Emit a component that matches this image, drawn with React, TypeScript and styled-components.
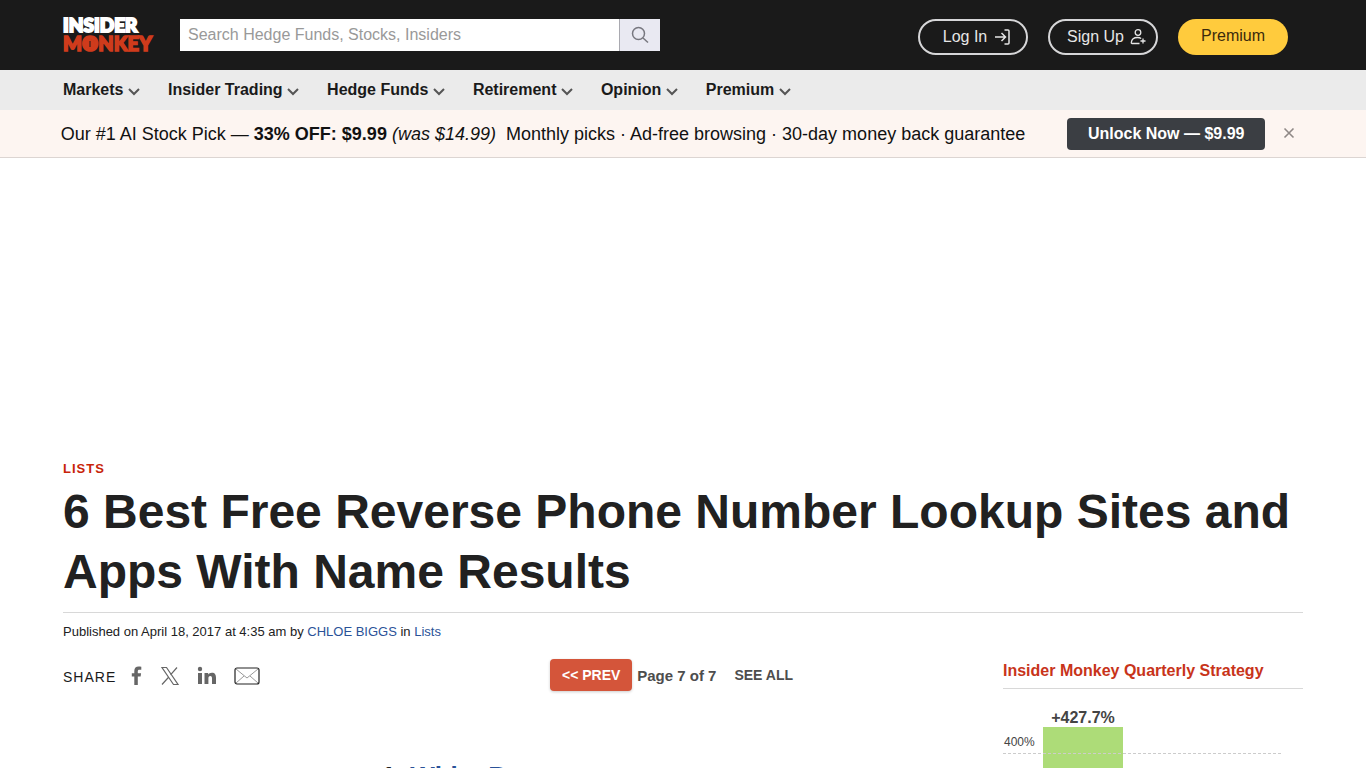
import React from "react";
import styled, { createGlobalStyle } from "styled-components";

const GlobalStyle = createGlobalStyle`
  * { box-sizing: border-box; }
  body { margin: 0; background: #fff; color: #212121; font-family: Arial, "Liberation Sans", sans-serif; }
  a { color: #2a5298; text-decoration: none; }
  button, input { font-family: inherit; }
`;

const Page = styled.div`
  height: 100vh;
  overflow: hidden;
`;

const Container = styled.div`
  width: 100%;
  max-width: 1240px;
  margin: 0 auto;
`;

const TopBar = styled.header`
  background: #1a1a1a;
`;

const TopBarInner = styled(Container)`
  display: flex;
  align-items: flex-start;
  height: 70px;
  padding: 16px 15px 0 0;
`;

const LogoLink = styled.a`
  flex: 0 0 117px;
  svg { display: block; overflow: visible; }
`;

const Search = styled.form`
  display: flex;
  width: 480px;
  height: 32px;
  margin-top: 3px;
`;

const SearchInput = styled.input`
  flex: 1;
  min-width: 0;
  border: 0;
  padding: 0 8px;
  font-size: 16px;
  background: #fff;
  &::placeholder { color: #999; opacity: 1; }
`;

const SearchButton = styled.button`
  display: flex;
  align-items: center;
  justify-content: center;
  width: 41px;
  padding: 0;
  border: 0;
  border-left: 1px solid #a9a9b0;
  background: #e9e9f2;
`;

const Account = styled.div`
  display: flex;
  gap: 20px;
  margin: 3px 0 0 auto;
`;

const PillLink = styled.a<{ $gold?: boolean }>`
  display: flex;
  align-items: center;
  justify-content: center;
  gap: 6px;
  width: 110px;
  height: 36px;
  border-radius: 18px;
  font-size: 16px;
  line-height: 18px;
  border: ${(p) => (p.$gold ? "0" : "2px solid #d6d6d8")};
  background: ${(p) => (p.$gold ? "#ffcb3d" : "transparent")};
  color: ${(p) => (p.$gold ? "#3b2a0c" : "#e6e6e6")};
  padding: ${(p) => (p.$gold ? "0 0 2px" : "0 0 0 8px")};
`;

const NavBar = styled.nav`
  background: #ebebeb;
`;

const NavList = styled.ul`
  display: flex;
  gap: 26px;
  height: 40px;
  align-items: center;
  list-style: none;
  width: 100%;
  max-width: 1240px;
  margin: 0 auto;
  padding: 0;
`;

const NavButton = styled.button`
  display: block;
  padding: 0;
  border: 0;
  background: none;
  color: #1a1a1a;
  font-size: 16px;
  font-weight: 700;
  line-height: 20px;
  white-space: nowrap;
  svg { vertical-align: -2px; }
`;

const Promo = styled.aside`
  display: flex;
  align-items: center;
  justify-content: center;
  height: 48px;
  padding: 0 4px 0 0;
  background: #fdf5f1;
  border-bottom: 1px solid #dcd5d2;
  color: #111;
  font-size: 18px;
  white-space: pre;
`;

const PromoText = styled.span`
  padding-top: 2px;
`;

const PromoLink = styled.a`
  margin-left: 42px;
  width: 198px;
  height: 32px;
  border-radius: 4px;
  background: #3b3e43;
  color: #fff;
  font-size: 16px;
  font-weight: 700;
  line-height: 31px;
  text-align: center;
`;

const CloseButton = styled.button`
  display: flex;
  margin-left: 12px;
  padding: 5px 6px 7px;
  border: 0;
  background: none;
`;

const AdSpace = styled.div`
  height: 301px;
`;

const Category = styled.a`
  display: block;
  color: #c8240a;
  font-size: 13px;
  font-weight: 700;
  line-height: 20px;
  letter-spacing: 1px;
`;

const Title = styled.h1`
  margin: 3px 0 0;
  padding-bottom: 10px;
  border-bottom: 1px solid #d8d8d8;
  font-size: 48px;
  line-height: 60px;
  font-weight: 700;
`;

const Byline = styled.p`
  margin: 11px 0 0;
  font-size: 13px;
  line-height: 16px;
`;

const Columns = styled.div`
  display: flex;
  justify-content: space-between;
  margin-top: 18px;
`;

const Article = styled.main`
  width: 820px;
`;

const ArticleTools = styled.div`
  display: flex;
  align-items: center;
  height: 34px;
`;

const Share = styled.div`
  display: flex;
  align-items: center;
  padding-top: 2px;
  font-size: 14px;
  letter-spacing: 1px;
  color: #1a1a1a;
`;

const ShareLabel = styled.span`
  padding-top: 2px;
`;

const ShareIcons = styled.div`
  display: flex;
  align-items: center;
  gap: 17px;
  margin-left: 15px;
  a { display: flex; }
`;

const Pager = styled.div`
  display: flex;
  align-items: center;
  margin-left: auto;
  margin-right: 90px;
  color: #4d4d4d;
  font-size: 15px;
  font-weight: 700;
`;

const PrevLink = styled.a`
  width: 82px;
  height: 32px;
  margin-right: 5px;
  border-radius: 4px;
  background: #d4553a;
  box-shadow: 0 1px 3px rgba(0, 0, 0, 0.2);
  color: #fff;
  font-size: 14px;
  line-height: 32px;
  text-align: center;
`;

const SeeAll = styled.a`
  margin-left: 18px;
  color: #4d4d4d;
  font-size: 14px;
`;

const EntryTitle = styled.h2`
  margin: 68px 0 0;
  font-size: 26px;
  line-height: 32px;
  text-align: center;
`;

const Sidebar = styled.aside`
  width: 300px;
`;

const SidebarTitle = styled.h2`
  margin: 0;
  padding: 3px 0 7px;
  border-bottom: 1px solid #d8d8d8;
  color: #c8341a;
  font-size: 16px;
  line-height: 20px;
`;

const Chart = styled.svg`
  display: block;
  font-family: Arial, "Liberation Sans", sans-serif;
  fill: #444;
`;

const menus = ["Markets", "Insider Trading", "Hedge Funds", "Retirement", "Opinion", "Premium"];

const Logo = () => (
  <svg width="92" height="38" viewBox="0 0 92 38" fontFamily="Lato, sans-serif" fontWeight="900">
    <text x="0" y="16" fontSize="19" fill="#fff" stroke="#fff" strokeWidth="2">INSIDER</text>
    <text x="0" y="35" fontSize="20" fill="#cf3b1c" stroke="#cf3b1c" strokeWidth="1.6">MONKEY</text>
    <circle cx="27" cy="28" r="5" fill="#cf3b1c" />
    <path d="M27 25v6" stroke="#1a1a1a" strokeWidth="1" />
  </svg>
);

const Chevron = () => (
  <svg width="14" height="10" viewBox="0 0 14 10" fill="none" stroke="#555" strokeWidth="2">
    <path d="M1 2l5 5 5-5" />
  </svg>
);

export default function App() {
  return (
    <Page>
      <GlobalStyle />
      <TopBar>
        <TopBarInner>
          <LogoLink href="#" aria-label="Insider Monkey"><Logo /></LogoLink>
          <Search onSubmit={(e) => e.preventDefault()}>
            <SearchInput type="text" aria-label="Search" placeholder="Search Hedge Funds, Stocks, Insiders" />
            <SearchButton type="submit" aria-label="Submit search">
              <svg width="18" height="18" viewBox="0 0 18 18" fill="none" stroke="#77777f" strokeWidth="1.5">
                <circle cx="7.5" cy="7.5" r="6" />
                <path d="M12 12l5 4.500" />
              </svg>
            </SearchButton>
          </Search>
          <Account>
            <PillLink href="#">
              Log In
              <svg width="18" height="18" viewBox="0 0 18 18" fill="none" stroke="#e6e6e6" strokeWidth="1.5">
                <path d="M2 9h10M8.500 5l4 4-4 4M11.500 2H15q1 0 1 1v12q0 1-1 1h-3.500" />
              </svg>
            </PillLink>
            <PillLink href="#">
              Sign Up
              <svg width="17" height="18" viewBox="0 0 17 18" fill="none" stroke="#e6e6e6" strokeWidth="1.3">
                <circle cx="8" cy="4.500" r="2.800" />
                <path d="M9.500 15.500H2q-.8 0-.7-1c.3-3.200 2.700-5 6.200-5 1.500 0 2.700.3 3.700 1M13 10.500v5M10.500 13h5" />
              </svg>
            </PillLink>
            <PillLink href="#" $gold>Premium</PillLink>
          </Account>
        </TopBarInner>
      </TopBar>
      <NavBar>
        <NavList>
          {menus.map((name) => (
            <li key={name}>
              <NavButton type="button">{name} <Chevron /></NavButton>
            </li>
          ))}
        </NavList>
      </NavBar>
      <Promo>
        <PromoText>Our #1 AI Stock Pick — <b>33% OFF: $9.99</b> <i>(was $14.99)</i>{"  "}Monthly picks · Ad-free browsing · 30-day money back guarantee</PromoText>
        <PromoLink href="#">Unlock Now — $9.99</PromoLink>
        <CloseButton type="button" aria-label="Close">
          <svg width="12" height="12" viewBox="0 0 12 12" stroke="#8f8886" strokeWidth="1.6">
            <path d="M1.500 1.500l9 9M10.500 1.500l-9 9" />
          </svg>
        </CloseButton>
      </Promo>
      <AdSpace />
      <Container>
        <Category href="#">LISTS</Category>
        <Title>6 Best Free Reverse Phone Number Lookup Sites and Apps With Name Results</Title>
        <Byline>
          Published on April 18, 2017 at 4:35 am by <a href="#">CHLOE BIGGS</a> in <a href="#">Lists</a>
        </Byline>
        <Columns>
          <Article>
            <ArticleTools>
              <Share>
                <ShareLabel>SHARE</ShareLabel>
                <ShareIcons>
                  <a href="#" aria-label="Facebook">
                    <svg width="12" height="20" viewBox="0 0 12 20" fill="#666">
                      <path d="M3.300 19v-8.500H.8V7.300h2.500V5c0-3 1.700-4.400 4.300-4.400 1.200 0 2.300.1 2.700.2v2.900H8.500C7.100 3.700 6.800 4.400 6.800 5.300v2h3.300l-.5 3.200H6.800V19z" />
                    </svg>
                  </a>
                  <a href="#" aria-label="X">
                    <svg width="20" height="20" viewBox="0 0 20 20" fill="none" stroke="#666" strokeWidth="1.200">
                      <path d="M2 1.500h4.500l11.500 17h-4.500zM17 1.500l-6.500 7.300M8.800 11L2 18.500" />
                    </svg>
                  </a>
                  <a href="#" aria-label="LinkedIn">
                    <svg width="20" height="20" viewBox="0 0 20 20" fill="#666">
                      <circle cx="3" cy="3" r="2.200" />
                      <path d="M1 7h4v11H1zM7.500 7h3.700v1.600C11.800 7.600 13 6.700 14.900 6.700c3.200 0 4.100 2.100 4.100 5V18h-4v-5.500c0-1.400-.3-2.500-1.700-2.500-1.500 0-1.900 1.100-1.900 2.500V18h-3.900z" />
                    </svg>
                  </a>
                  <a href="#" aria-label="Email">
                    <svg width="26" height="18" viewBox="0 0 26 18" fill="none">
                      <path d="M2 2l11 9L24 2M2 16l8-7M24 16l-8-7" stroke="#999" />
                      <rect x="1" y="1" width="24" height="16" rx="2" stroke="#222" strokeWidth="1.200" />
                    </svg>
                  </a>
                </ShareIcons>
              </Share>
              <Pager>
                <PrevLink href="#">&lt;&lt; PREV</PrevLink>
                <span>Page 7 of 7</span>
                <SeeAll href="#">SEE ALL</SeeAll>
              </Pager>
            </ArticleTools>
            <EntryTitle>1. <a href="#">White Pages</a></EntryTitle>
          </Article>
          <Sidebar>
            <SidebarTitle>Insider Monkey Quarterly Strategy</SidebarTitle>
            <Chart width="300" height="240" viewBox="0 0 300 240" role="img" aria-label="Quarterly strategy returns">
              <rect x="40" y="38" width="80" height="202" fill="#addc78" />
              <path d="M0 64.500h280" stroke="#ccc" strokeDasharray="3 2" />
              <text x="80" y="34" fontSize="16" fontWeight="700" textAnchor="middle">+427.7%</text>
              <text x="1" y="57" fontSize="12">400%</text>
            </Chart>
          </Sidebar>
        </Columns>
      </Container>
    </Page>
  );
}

The problem - Compute how many lines include the string "React", then give that number by itself.

Exercise solution - 2